**Task to carry out:** Note each line of the listing that contains the string "this", and copy it.

==== Dataset

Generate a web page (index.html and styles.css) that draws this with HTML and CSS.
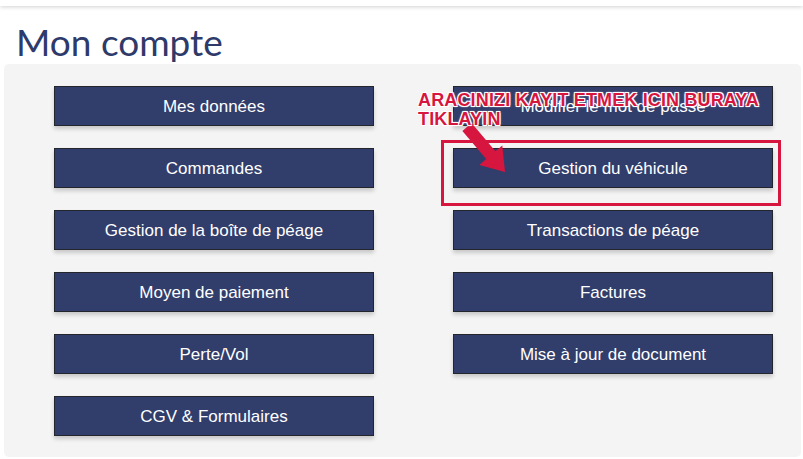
FILE: index.html
```html
<!DOCTYPE html>
<html lang="fr">
<head>
  <meta charset="UTF-8">
  <title>Mon compte</title>
  <link rel="stylesheet" href="styles.css">
</head>
<body>
  <div class="topbar"></div>
  <h1>Mon compte</h1>

  <div class="panel">
    <div class="menu">
      <a class="menu-btn" href="#">Mes données</a>
      <a class="menu-btn" href="#">Modifier le mot de passe</a>
      <a class="menu-btn" href="#">Commandes</a>
      <a class="menu-btn" href="#">Gestion du véhicule</a>
      <a class="menu-btn" href="#">Gestion de la boîte de péage</a>
      <a class="menu-btn" href="#">Transactions de péage</a>
      <a class="menu-btn" href="#">Moyen de paiement</a>
      <a class="menu-btn" href="#">Factures</a>
      <a class="menu-btn" href="#">Perte/Vol</a>
      <a class="menu-btn" href="#">Mise à jour de document</a>
      <a class="menu-btn" href="#">CGV &amp; Formulaires</a>
    </div>

    <!-- annotation overlay -->
    <div class="highlight-box"></div>
    <svg class="arrow" width="520" height="120" viewBox="0 0 520 120">
      <polygon points="458.4,66.9 467.6,59.1 491.4,87.3 498.3,81.5 501,108 475.3,100.9 482.2,95.1" fill="#d6163f"/>
    </svg>
    <div class="note">ARACINIZI KAYIT ETMEK ICIN BURAYA<br>TIKLAYIN</div>
  </div>
</body>
</html>
```

FILE: styles.css
```css
:root {
  --navy: #313d6b;
  --title: #2e3a6a;
  --panel: #f4f4f4;
  --alert: #d6163f;
}

body {
  margin: 0;
  background: #fff;
  font-family: 'Liberation Sans', Arial, sans-serif;
}

.topbar {
  height: 6px;
  background: #fff;
  box-shadow: 0 1px 4px rgba(0, 0, 0, 0.18);
}

h1 {
  margin: 13px 0 0 16px;
  font-family: 'Lato', 'DejaVu Sans', sans-serif;
  font-weight: 400;
  font-size: 37px;
  line-height: 45px;
  color: var(--title);
}

.panel {
  position: relative;
  margin: 0 2px 0 4px;
  padding: 22px 0 21px 50px;
  background: var(--panel);
  border-radius: 5px;
}

.menu {
  display: grid;
  grid-template-columns: 320px 320px;
  column-gap: 79px;
  row-gap: 22px;
}

.menu-btn {
  display: flex;
  align-items: center;
  justify-content: center;
  box-sizing: border-box;
  height: 40px;
  padding-top: 2px;
  border: 1px solid #24262e;
  background: var(--navy);
  color: #fff;
  font-size: 17px;
  text-decoration: none;
  box-shadow: 0 3px 4px rgba(0, 0, 0, 0.18);
}

.highlight-box {
  position: absolute;
  left: 437px;
  top: 76px;
  width: 334px;
  height: 60px;
  border: 3px solid var(--alert);
}

.arrow {
  position: absolute;
  left: 0;
  top: 0;
}

.note {
  position: absolute;
  left: 414px;
  top: 27px;
  font-size: 18px;
  line-height: 19px;
  letter-spacing: 0.15px;
  font-weight: 700;
  color: var(--alert);
  text-shadow: 1px 1px 0 #fff, -1px -1px 0 #fff, 1px -1px 0 #fff, -1px 1px 0 #fff,
               0 0 3px #fbd9e0, 0 0 2px #fff;
}
```
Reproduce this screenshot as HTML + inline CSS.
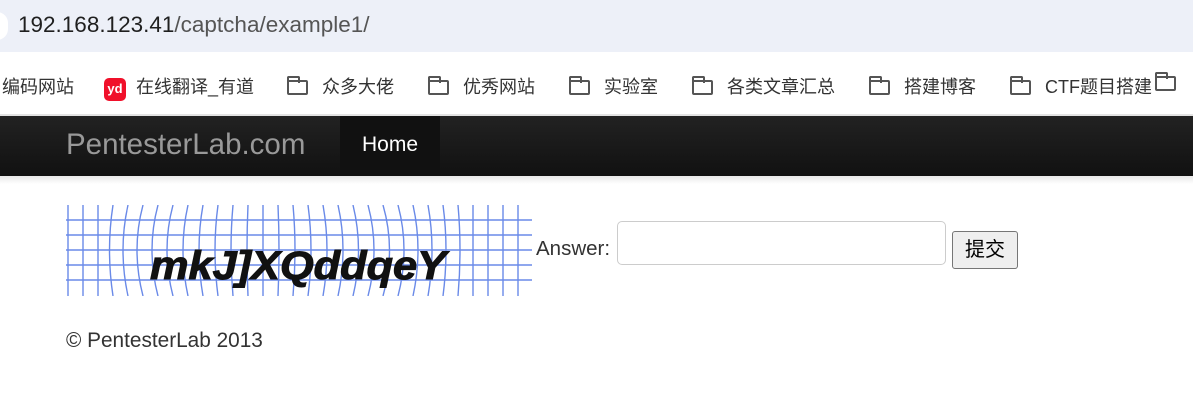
<!DOCTYPE html>
<html><head><meta charset="utf-8"><style>
body{margin:0;width:1193px;height:403px;overflow:hidden;background:#fff;font-family:"Liberation Sans","Noto Sans CJK SC",sans-serif;position:relative}
.addr{position:absolute;left:0;top:0;width:1193px;height:52px;background:#edf0f8}
.addr .c{position:absolute;left:-14px;top:12px;width:22px;height:28px;border-radius:14px;background:#fff}
.addr span{position:absolute;left:18px;top:12px;font-size:22.5px;color:#1f1f1f}
.addr span i{font-style:normal;color:#555}
.bm{position:absolute;top:52px;left:0;width:1193px;height:62px;background:#fff;border-bottom:2px solid #e3e3e3}
.bm div{position:absolute;top:21px;font-size:18px;color:#333;white-space:nowrap}
.fold{display:inline-block;width:21px;height:15px;border:2.5px solid #555;border-radius:2px;vertical-align:-2px;margin-right:14px;box-sizing:border-box;position:relative}
.fold:before{content:"";position:absolute;left:-2.5px;top:-6px;width:9px;height:5px;border:2.5px solid #555;border-bottom:none;border-radius:2px 2px 0 0}
.yd{display:inline-block;width:22px;height:23px;background:#f0102a;border-radius:5px;color:#fff;font-size:13px;font-weight:bold;text-align:center;line-height:22px;vertical-align:0;margin-right:10px}
.nav{position:absolute;top:116px;left:0;width:1193px;height:60px;background:linear-gradient(#222,#111)}
.brand{position:absolute;left:66px;top:12px;font-size:29.5px;color:#999}
.home{position:absolute;left:340px;top:0;width:100px;height:60px;background:#111;color:#fff;font-size:21px;text-align:center;line-height:58px}
.shadow{position:absolute;top:176px;left:0;width:1193px;height:8px;background:linear-gradient(#e8e8e8,#fff)}
.lbl{position:absolute;left:536px;top:237px;font-size:20.5px;color:#333}
.inp{position:absolute;left:617px;top:221px;width:329px;height:44px;box-sizing:border-box;border:1px solid #ccc;border-radius:5px}
.btn{position:absolute;left:952px;top:231px;width:66px;height:38px;box-sizing:border-box;border:1px solid #767676;border-radius:3px;background:#efefef;font-size:20px;text-align:center;line-height:36px;color:#000}
.foot{position:absolute;left:66px;top:329px;font-size:20.8px;color:#333}
</style></head><body>
<div class="addr"><div class="c"></div><span>192.168.123.41<i>/captcha/example1/</i></span></div>
<div class="bm">
<div style="left:2px">编码网站</div>
<div style="left:104px"><span class="yd">yd</span>在线翻译_有道</div>
<div style="left:287px"><span class="fold"></span>众多大佬</div>
<div style="left:428px"><span class="fold"></span>优秀网站</div>
<div style="left:569px"><span class="fold"></span>实验室</div>
<div style="left:692px"><span class="fold"></span>各类文章汇总</div>
<div style="left:869px"><span class="fold"></span>搭建博客</div>
<div style="left:1010px"><span class="fold"></span>CTF题目搭建</div>
<div style="left:1155px"><span class="fold"></span></div>
</div>
<div class="nav"><div class="brand">PentesterLab.com</div><div class="home">Home</div></div>
<div class="shadow"></div>
<svg style="position:absolute;left:66px;top:205px" width="466" height="91" viewBox="0 0 466 91">
<g stroke="#6a8ae8" stroke-width="1.4" fill="none">
<path d="M0 15H466M0 30H466M0 45H466M0 60H466M0 75H466"/>
<path d="M2 0V91M17 0V91M32 0V91M47 0Q40 45 47 91M62 0Q52 45 62 91M77 0Q65 45 77 91M92 0Q80 45 92 91M107 0Q95 45 107 91M122 0Q112 45 122 91M137 0Q129 45 137 91M152 0Q146 45 152 91M167 0Q163 45 167 91M182 0Q180 45 182 91M197 0V91M212 0Q214 45 212 91M227 0Q231 45 227 91M242 0Q248 45 242 91M257 0Q265 45 257 91M272 0Q282 45 272 91M287 0Q298 45 287 91M302 0Q314 45 302 91M317 0Q330 45 317 91M332 0Q344 45 332 91M347 0Q357 45 347 91M362 0Q370 45 362 91M377 0Q383 45 377 91M392 0Q396 45 392 91M407 0V91M422 0V91M437 0V91M452 0V91"/>
</g>
<text x="84" y="74" font-family="Liberation Sans" font-weight="bold" font-style="italic" font-size="40" fill="#111" stroke="#111" stroke-width="1" textLength="296" lengthAdjust="spacingAndGlyphs">mkJ]XQddqeY</text>
</svg>
<div class="lbl">Answer:</div>
<div class="inp"></div>
<div class="btn">提交</div>
<div class="foot">© PentesterLab 2013</div>
</body></html>
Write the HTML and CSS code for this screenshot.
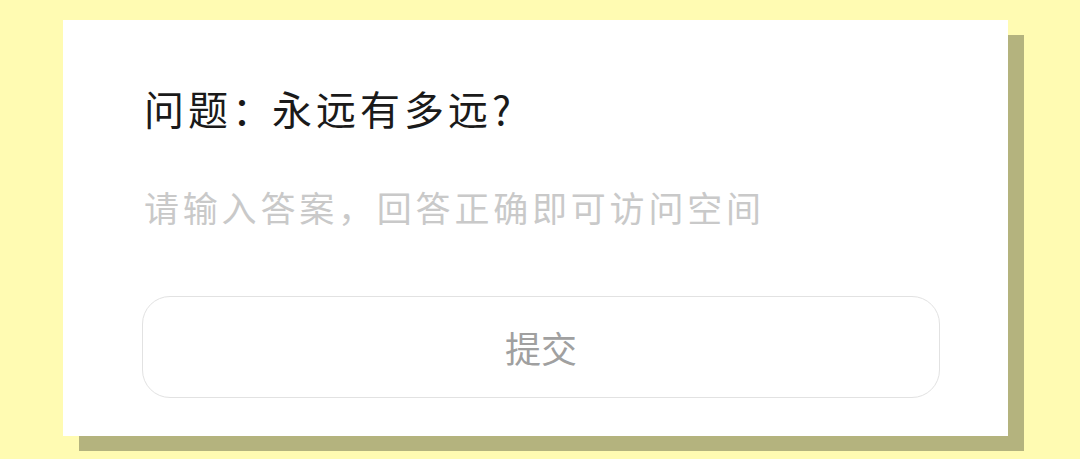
FILE: index.html
```html
<!DOCTYPE html>
<html lang="zh-CN">
<head>
    <meta charset="UTF-8">
    <meta name="viewport" content="width=device-width, initial-scale=1.0">
    <title>访问验证</title>
    <link rel="stylesheet" href="styles.css">
</head>
<body>

<div class="card">
    <div class="question">问题<span class="colon">：</span>永远有多远?</div>

    <input type="text" class="answer" placeholder="请输入答案，回答正确即可访问空间">

    <a href="#" class="submit">提交</a>
</div>

</body>
</html>
```

FILE: styles.css
```css
html {
    background-color: #fffbb2;
}
body {
    margin: 0;
    padding: 20px 0 23px;
    font-family: "Noto Sans CJK SC", "Noto Sans", sans-serif;
}
.card {
    box-sizing: border-box;
    width: 945px;
    height: 416px;
    margin-left: 63px;
    padding: 66px 68px 0 81px;
    background-color: #ffffff;
    box-shadow: 16px 15px 0 #b4b37e;
    display: flex;
    flex-direction: column;
}
.question {
    font-size: 40px;
    line-height: 44px;
    letter-spacing: 4px;
    color: #1a1a1a;
}
/* full-width colon sits a little tighter */
.question .colon {
    letter-spacing: 0;
}
.answer {
    margin-top: 55px;
    padding: 0;
    border: none;
    outline: none;
    background: transparent;
    font-family: inherit;
    font-size: 35px;
    line-height: 44px;
    height: 44px;
    letter-spacing: 3.8px;
    color: #333333;
}
.answer::placeholder {
    color: #c9c9c9;
}
.submit {
    margin: 67px 0 0 -2px;
    height: 100px;
    border: 1px solid #e2e2e2;
    border-radius: 28px;
    display: flex;
    align-items: center;
    justify-content: center;
    font-size: 36px;
    color: #a0a0a0;
    text-decoration: none;
}
```
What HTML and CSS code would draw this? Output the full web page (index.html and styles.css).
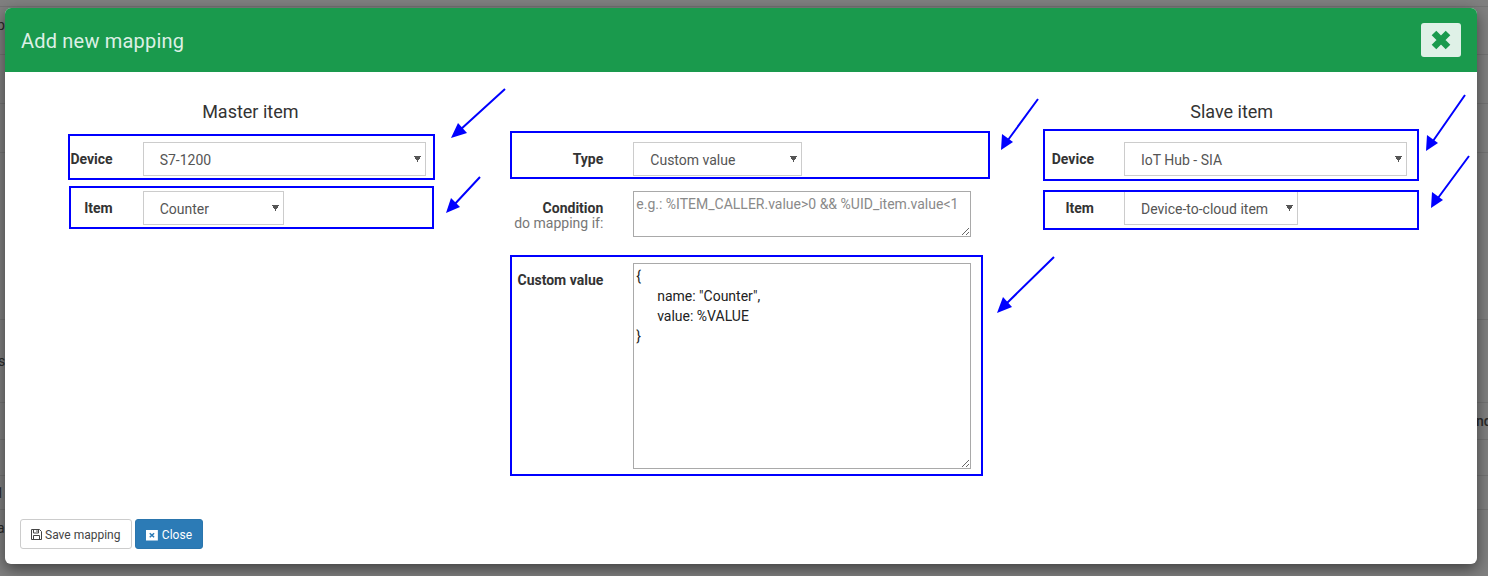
FILE: index.html
```html
<!DOCTYPE html>
<html lang="en">
<head>
  <meta charset="UTF-8">
  <title>Add new mapping</title>
  <link rel="stylesheet" href="styles.css">
</head>
<body>

<div class="behind">
  <div class="behind-row h-7"></div>
  <div class="behind-row h-48"><span class="frag frag-p">p</span></div>
  <div class="behind-row h-49"></div>
  <div class="behind-row h-49"></div>
  <div class="behind-row h-167"></div>
  <div class="behind-row h-83"><span class="frag frag-s">s</span></div>
  <div class="behind-row h-37"><span class="frag frag-nd">nd</span></div>
  <div class="behind-row h-36"></div>
  <div class="behind-row h-34"><span class="frag frag-t">1</span></div>
  <div class="behind-row h-66"><span class="frag frag-a">a</span></div>
</div>

<div class="modal">
  <div class="modal-header">
    <span class="modal-title">Add new mapping</span>
    <button class="btn-x" type="button">
      <svg width="20" height="20" viewBox="0 0 20 20"><path d="M3 3 17 17M17 3 3 17"/></svg>
    </button>
  </div>

  <div class="modal-body">
    <div class="col">
      <h4>Master item</h4>
      <div class="form-group">
        <label>Device</label>
        <div><select class="w-wide"><option>S7-1200</option></select></div>
      </div>
      <div class="form-group">
        <label>Item</label>
        <div><select class="w-item"><option>Counter</option></select></div>
      </div>
    </div>

    <div class="col col-middle">
      <div class="form-group">
        <label>Type</label>
        <div><select class="w-type"><option>Custom value</option></select></div>
      </div>
      <div class="form-group group-condition">
        <label class="label-tight">Condition<small>do mapping if:</small></label>
        <div><textarea class="area-condition" placeholder="e.g.: %ITEM_CALLER.value&gt;0 &amp;&amp; %UID_item.value&lt;1"></textarea></div>
      </div>
      <div class="form-group">
        <label>Custom value</label>
        <div><textarea class="area-value">{
      name: "Counter",
      value: %VALUE
}</textarea></div>
      </div>
    </div>

    <div class="col">
      <h4>Slave item</h4>
      <div class="form-group">
        <label>Device</label>
        <div><select class="w-wide"><option>IoT Hub - SIA</option></select></div>
      </div>
      <div class="form-group">
        <label>Item</label>
        <div><select class="w-cloud"><option>Device-to-cloud item</option></select></div>
      </div>
    </div>
  </div>

  <div class="modal-footer">
    <button class="btn btn-default" type="button">
      <svg width="11" height="11" viewBox="0 0 11 11"><path d="M1 .5h7.500L10.500 2.500v8H.5V.5Z M2.500 .5v3.500h5V.5 M6 1.200v1.800 M2.500 10.500V6.500h6v4" fill="none" stroke="#444" stroke-width="1"/></svg>
      <span>Save mapping</span>
    </button>
    <button class="btn btn-primary" type="button">
      <svg width="12" height="12" viewBox="0 0 12 12"><path fill-rule="evenodd" d="M0 1h12v10.500H0Z M4.300 3.700 3.300 4.700 4.900 6.250 3.300 7.800 4.300 8.800 6 7.200 7.700 8.800 8.700 7.800 7.100 6.250 8.700 4.700 7.700 3.700 6 5.300Z" fill="#fff"/></svg>
      <span>Close</span>
    </button>
  </div>
</div>

<!-- blue annotations drawn on top of the screenshot -->
<svg class="notes" width="1488" height="576" viewBox="0 0 1488 576">
  <g fill="none" stroke="#0000ff" stroke-width="2">
    <rect x="69" y="135" width="365" height="44"/>
    <rect x="70" y="187" width="363" height="41"/>
    <rect x="511" y="132" width="478" height="46"/>
    <rect x="511" y="256" width="471" height="219"/>
    <rect x="1044" y="130" width="374" height="50"/>
    <rect x="1044" y="191" width="374" height="38"/>
    <path d="M505 89 460 130M480 177 453 206M1038 99 1008 140M1054 257 1006 304M1465 95 1433 141M1469 156 1438 198"/>
  </g>
  <g fill="#0000ff">
    <path d="M451 138 458 123 467 133Z"/>
    <path d="M446 213 451 198 460 207Z"/>
    <path d="M1001 150 1002 134 1013 142Z"/>
    <path d="M997 313 1003 297 1012 307Z"/>
    <path d="M1426 151 1427 135 1438 143Z"/>
    <path d="M1431 208 1432 192 1443 200Z"/>
  </g>
</svg>

</body>
</html>
```

FILE: styles.css
```css
html, body {
  margin: 0;
  padding: 0;
  height: 576px;
  overflow: hidden;
}
body {
  font-family: Roboto, "Liberation Sans", sans-serif;
  font-size: 14px;
  color: #333;
  background: #808080;
}

/* page dimmed behind the modal */
.behind-row {
  border-bottom: 1px solid #747474;
  box-sizing: border-box;
}
.h-7 { height: 7px; }
.h-48 { height: 48px; }
.h-49 { height: 49px; }
.h-167 { height: 167px; }
.h-83 { height: 83px; }
.h-37 { height: 37px; }
.h-36 { height: 36px; }
.h-34 { height: 34px; }
.h-66 { height: 66px; border-bottom: 0; }
.frag {
  position: absolute;
  color: #2a2a2a;
  font-size: 14px;
  line-height: 16px;
}
.frag-p { left: -3px; top: 17px; }
.frag-s { left: -2px; top: 353px; }
.frag-nd { left: 1476px; top: 413px; font-weight: 500; }
.frag-t { left: -4px; top: 485px; }
.frag-a { left: -3px; top: 520px; }

.modal {
  position: absolute;
  left: 5px;
  top: 8px;
  width: 1472px;
  height: 556px;
  display: flex;
  flex-direction: column;
  background: #fff;
  border-radius: 6px;
  box-shadow: 0 5px 15px rgba(0,0,0,0.5);
  overflow: hidden;
}
.modal-header {
  height: 64px;
  flex: none;
  background: #1a9a4d;
  display: flex;
  align-items: center;
  justify-content: space-between;
  padding: 0 16px;
  box-sizing: border-box;
}
.modal-title {
  font-size: 20px;
  letter-spacing: 0.2px;
  color: #ddf0e5;
  padding-top: 2px;
}
.btn-x {
  width: 40px;
  height: 34px;
  margin-top: -1px;
  border: 0;
  border-radius: 3px;
  background: #dff1e7;
  display: flex;
  align-items: center;
  justify-content: center;
  padding: 0;
}
.btn-x svg {
  fill: none;
  stroke: #1a9a4d;
  stroke-width: 6.5;
}

.modal-body {
  display: grid;
  grid-template-columns: repeat(3, 1fr);
  padding-top: 30px;
}
.col h4 {
  margin: 0 0 20px;
  font-size: 18px;
  font-weight: 400;
  line-height: 20px;
  text-align: center;
  color: #333;
}
.col-middle { padding-top: 40px; }
.form-group {
  display: grid;
  grid-template-columns: 25% 75%;
  margin-bottom: 15px;
}
.form-group label {
  padding: 7px 15px 0 0;
  text-align: right;
  font-weight: 700;
  line-height: 20px;
  box-sizing: border-box;
}
.form-group > div {
  padding: 0 15px;
  box-sizing: border-box;
}
.form-group .label-tight {
  padding-top: 10px;
  line-height: 15px;
}
.label-tight small {
  display: block;
  font-size: 14px;
  font-weight: 400;
  color: #777;
}
.group-condition { margin-bottom: 26px; }

select {
  display: block;
  height: 34px;
  padding: 7px 12px 5px 16px;
  font-family: inherit;
  font-size: 14px;
  color: #555;
  border: 1px solid #ccc;
  border-radius: 0;
  box-sizing: border-box;
  appearance: none;
  background: #fff conic-gradient(from -30deg at 50% 100%, #555 60deg, transparent 0) no-repeat right 4px top 13px / 7px 6px;
}
.w-wide { width: 283px; }
.w-item { width: 141px; }
.w-type { width: 169px; }
.w-cloud { width: 174px; }

textarea {
  display: block;
  width: 100%;
  padding: 2px;
  font-family: inherit;
  font-size: 14px;
  line-height: 20px;
  color: #222;
  border: 1px solid #a9a9a9;
  box-sizing: border-box;
  outline: 0;
}
textarea::placeholder { color: #8a8a8a; }
.area-condition { height: 46px; }
.area-value { height: 206px; }

.modal-footer {
  margin-top: auto;
  padding: 0 15px 15px;
  display: flex;
  gap: 3px;
}
.btn {
  height: 30px;
  padding: 1px 10px 0;
  font-family: inherit;
  font-size: 12px;
  border-radius: 3px;
  border: 1px solid #ccc;
  display: inline-flex;
  align-items: center;
  gap: 3px;
  box-sizing: border-box;
}
.btn-default {
  width: 112px;
  background: #fff;
  color: #444;
}
.btn-primary {
  width: 68px;
  gap: 4px;
  background: #2c7bb6;
  border-color: #2a75ad;
  color: #fff;
}

.notes {
  position: absolute;
  left: 0;
  top: 0;
  pointer-events: none;
}
```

========

**The answer:**
Generate a web page (index.html and styles.css) that draws this with HTML and CSS.
Reproduce this screenshot as HTML + inline CSS.
Write the HTML and CSS code for this screenshot.
What HTML and CSS code would draw this? Output the full web page (index.html and styles.css).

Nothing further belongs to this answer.